The Kalalau trail is 11 miles each way and is deemed by many publications as one of the most dangerous hikes in the world. We planned on doing the Hanakapiai falls hike, which involved hiking the first two miles of the Kalalau trail, heading inland for another two miles to the 300 foot high falls, and then back for a total of a little over 8 miles. Everything we read about the trails told us we needed to be well-equipped and well-prepared. The terrain is muddy due to the climate, the total elevation gain is approximately 2000 feet, and the two miles inland crossed a stream many times.  Since we arrived at the tail-end of the rainy season (March), we weren’t too worried about flash floods, but knew that it could and would absolutely rain at times. Expecting the trail to take the majority of the day, we opted to stay in a vacation rental on the North side of the island in Princeville, as it was a short drive from our condo which allowed us to hit the trail early and be home by dinner.  

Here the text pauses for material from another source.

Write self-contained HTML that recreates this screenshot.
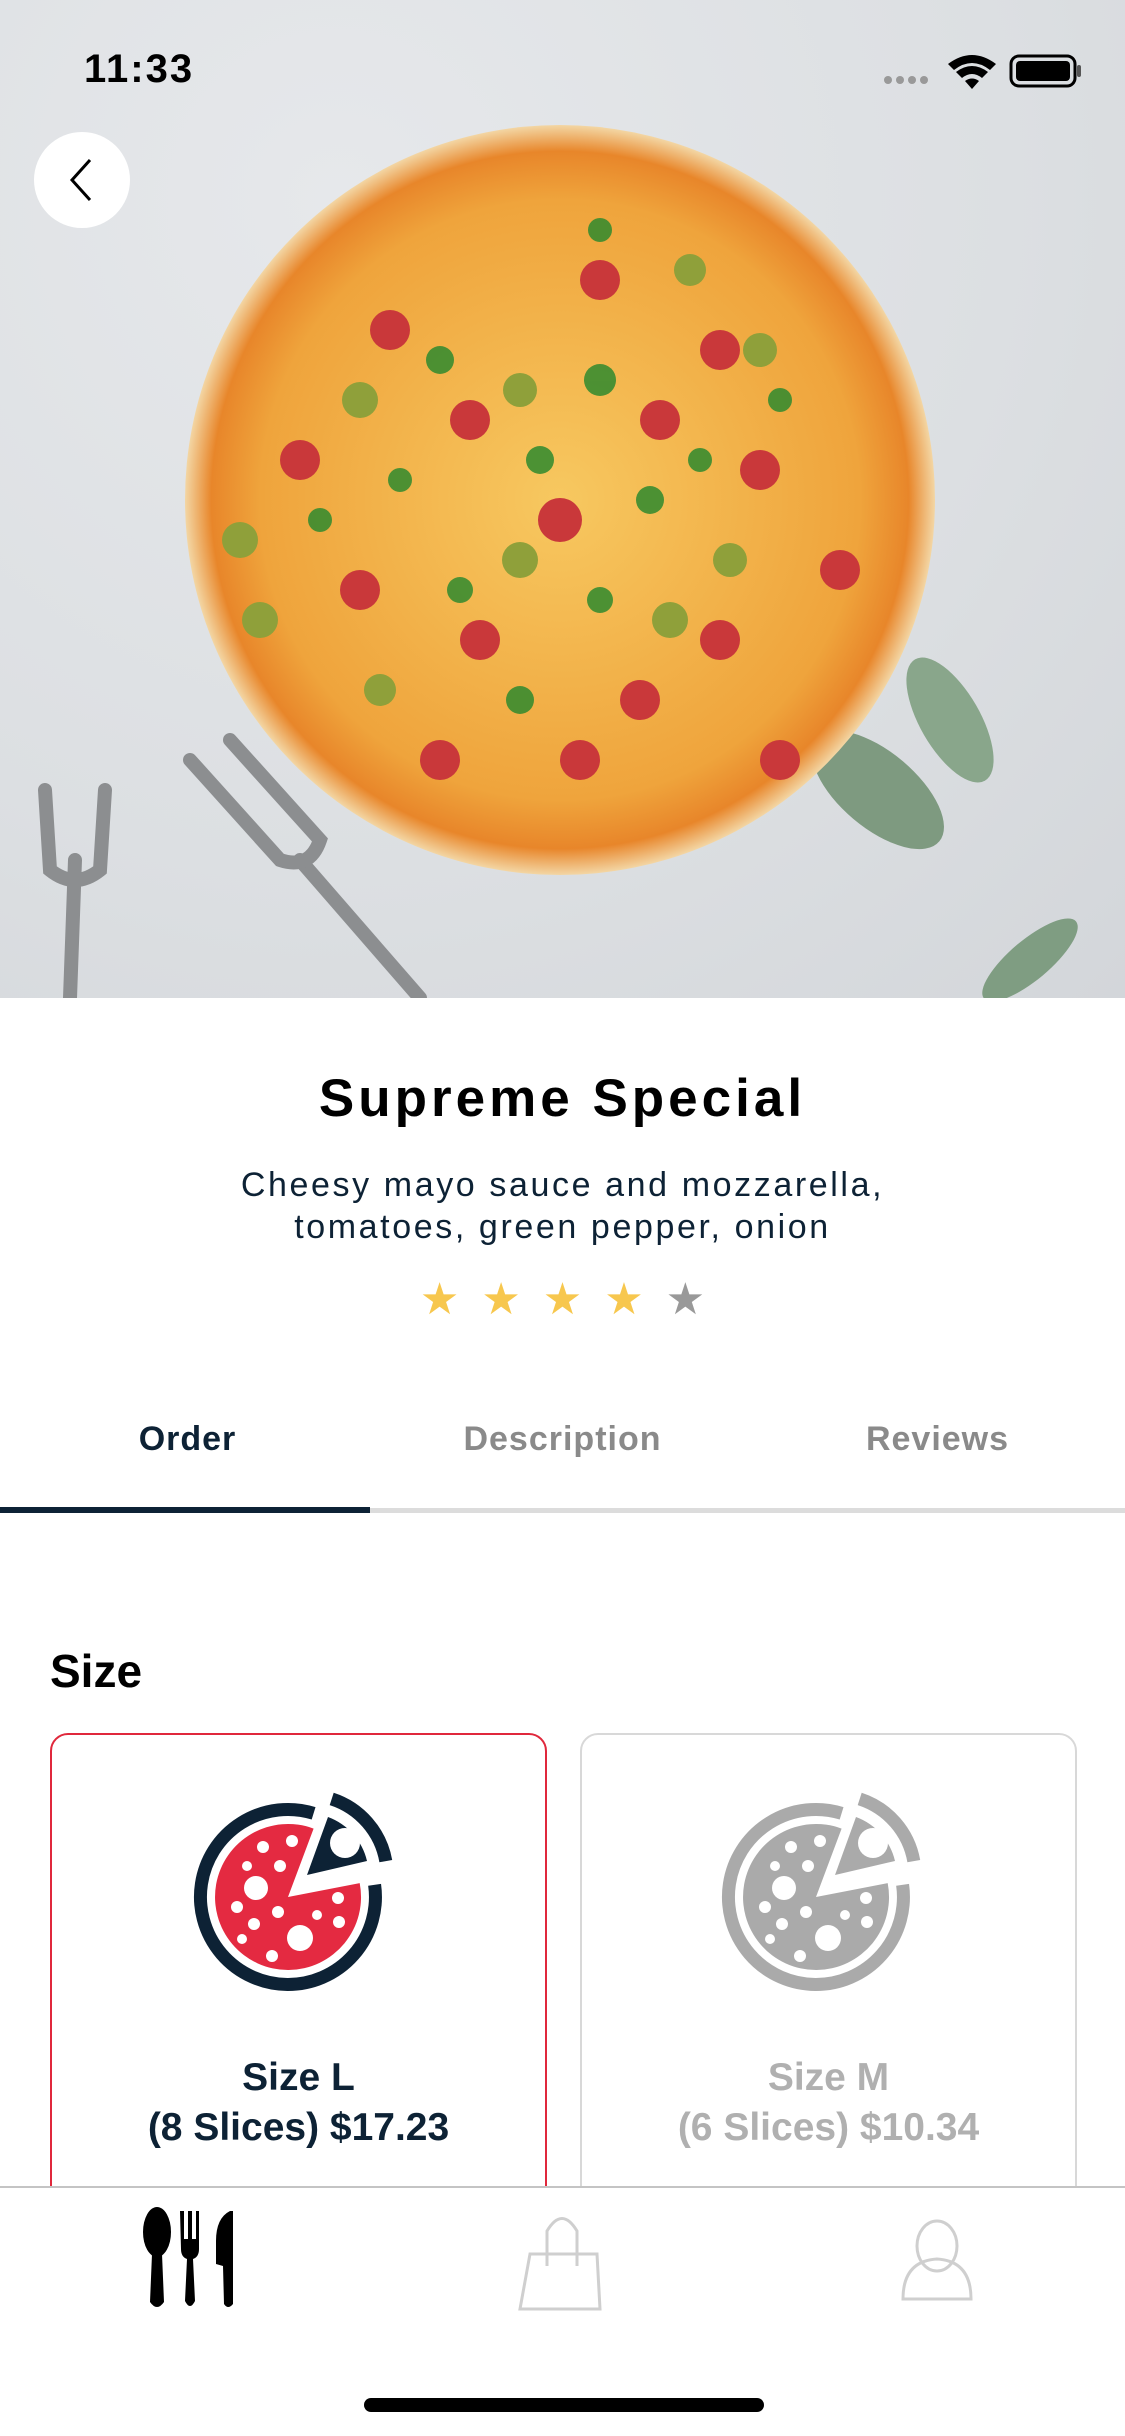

Advance preparation and planning for this hike is critical. For gear and supplies, I would definitely recommend the following:

  • camelpak daypack with at least 2 liters of water
  • pre-packed lunch and trail bars
  • lightweight shoes with good tread (i used trail running shoes)
  • extra pair of dry wick socks
  • lightweight rain jacket or poncho
  • sunglasses and/or hat
  • swimsuit (if you may swim at the falls)
  • small super absorbent towel
  • a wet/dry bag for cell phone etc
  • a small dopp kit (we brought travel sunscreen, my pill bottle with daily allergy meds, advil, benadryl as well as some “just in case” first aid band-aids/alcohol wipes and water-purifying tablets)
  • a boy scout if you can (haha, my friend is an eagle scout and boy do i feel assured in the wilderness!).

Be prepared for muddy terrain, slippery rocks, and to feel tired, sore, and thirsty even when you’re in shape and have trained for it. It is definitely a challenging trail, and not for the faint of heart. Plan on wearing comfortable clothing that you would wear on any warm-weather hike and plenty of sunscreen. One thing we found very helpful was that we decided to train regularly for the hike and went on similar landscape/length trails in our area to break in the shoes/equipment.

HOWEVER, it was probably the most beautiful place I’ve ever been to- the first two miles followed the coastline with truly breathtaking views. We couldn’t get enough and were in awe of how surreal the landscape was. With the turquoise water, the red muddy trail, and the lush green jetting coastline, the colors are truly spectacular. 

At the trailhead, we took a quick look at the map to review what was ahead. One thing that is great is that the trail has markers all the way to the falls so you can gauge how far you have to go. The first two miles of the dirt trail involve a lot of ascending and descending, and it curves around the coastline. At some of these bends, the wind is extremely strong so be extra careful. At the end of this section, we had to cross a stream (it’s my understanding that the stream is always at least a foot deep- we were able to hop over boulders, but in the rainy season you’d have to carefully wade and beware of flash floods- basically during rainy season just avoid that altogether or turn around at this point). You’re then at the beautiful but treacherous Hanakapaii beach. There are more than enough warnings not to swim here, but it’s a nice place to stop and eat a snack before a quick bathroom break at the only restrooms on the trail and starting the hard portion inland.

The following two miles are consistently challenging and require your full attention- the terrain is very muddy here and there are several stream crossings (this is where the extra socks come in handy). There's also quite a bit of rock scrambling along the trail and you need to have both hands free (hence why we don't have a ton of photos). Finally, after a LONG two miles, you arrive at the pool at the base of the falls. It’s impossible to describe the deep canyon and massive falls, but as soon as you see it, the entire hike is worth it. Eat lunch, pop in for a swim, and enjoy this site. On the way back, it felt twice as hard; we were exhausted, muddy, sweaty, sore, and thirsty. Once we got back to the trailhead, we walked to the adjacent and lovely Ke'e beach for a quick dip and nap. Overall, allow for about 6 hours out-and-back from the trailhead.